- Sytuacja jest dramatyczna, w ciągu dwóch godzin trzy czwarte powierzchni miasta zostało zalane - powiedział w TVN24 burmistrz Bogatyni, Andrzej Grzmielewicz. Na antenie stacji przekazał wzruszający apel. - Do wszystkich tych, którzy mają otwarte serca: Moje miasto jest bardzo zniszczone. Wspierajcie nas w każdy możliwy sposób! - powiedział łamiącym się głosem na koniec rozmowy z TVN24.
18-tysięczne miasto jest odcięte od świata. Drogi dojazdowe są pod wodą. W akcji ratowniczej biorą udział nie tylko miejscowi strażacy, ale też ich koledzy z Niemiec oraz wojsko - przede wszystkim z głogowskiego Batalionu Ratownictwa Inżynieryjnego oraz 23. Brygady Artylerii. Wszystko przez krótkotrwałe ulewy w których spadło tyle wody, ile zazwyczaj w ciągu całego miesiąca. Woda w Bogatyni opada, ale bardzo powoli.
Wielu ludzi ucieka się z domów tak jak stoją, z dachów domów są zabierani przez helikoptery. Kto ma czas, ten ratuje tyle dobytku, ile jest w stanie. W akcji ewakuacyjnej pomagają między innymi przysłane z Wrocławia i Warszawy policyjne śmigłowce.
Wyznaczono dwa miejsca w Bogatyni, w których doraźnie schronić się mogą powodzianie: Ośrodek Sportu i Rekreacji na ul. Białogórskiej i Szkoła Podstawowa nr 3 przy ul. Wyczółkowskiego. Władze miasta proszą o zabezpieczenie zapasu wody w miarę możliwości. Ujęcia wody w okolicy są zalane, mieszkańcom Bogatyni i Zgorzelca zagraża sanitarna katastrofa.
Jak informuje rzecznik MSWiA, zła sytuacja sytuacja powodziowa jest także w okolicznych miejscowościach.

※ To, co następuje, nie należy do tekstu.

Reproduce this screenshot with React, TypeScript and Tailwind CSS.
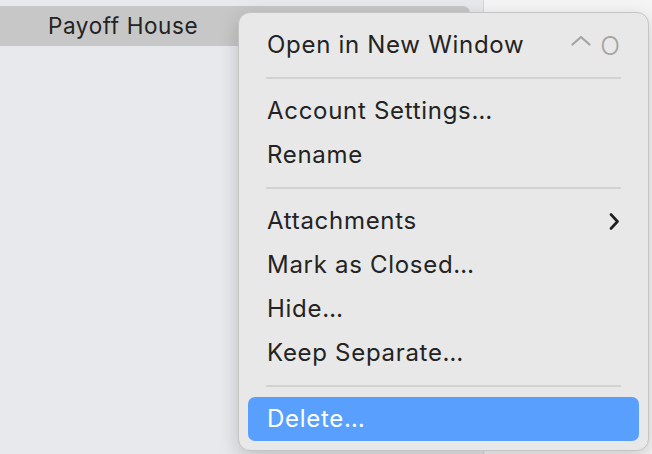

W Świeradowie i kilku innych miejscowościach wystąpiły podtopienia piwnic, domów, zalane są też ulice. Jak informuje TVN24, trwa ewakuacja kilkuset osób w miejscowości Radomierzyce, również nieopodal Bogatyni, gdzie wylała rzeka Witka. Jest tam bardzo trudna sytuacja.
Rzeka Czerwona Woda zagraża miejscowościom Radzimów i Sulików. Istnieje niebezpieczeństwo przerwania wałów na odcinku 40 metrów w rejonie miejscowości Sieniawka. Podtopione są także wsie Markocice, Porajów, Opolno i Kopaczów. Na miejscu pracują strażacy i służby ratunkowe. Tylko w samej Bogatyni pracuje 41 zastępów Państwowej Straży Pożarnej.
Alarm przeciwpowodziowy obowiązuje na terenie miejscowości: Mysłakowice, Piechowice, Stara Kamienica, Gryfów Śląski, Lubomierz, Mirsk, Walim, Świeradów Zdrój, Marciszów oraz w gminie Kamienna Góra.
Na przyjęcie wielkiej, być może nawet ośmiometrowej fali na Nysie Łużyckiej przygotowuje się Zgorzelec.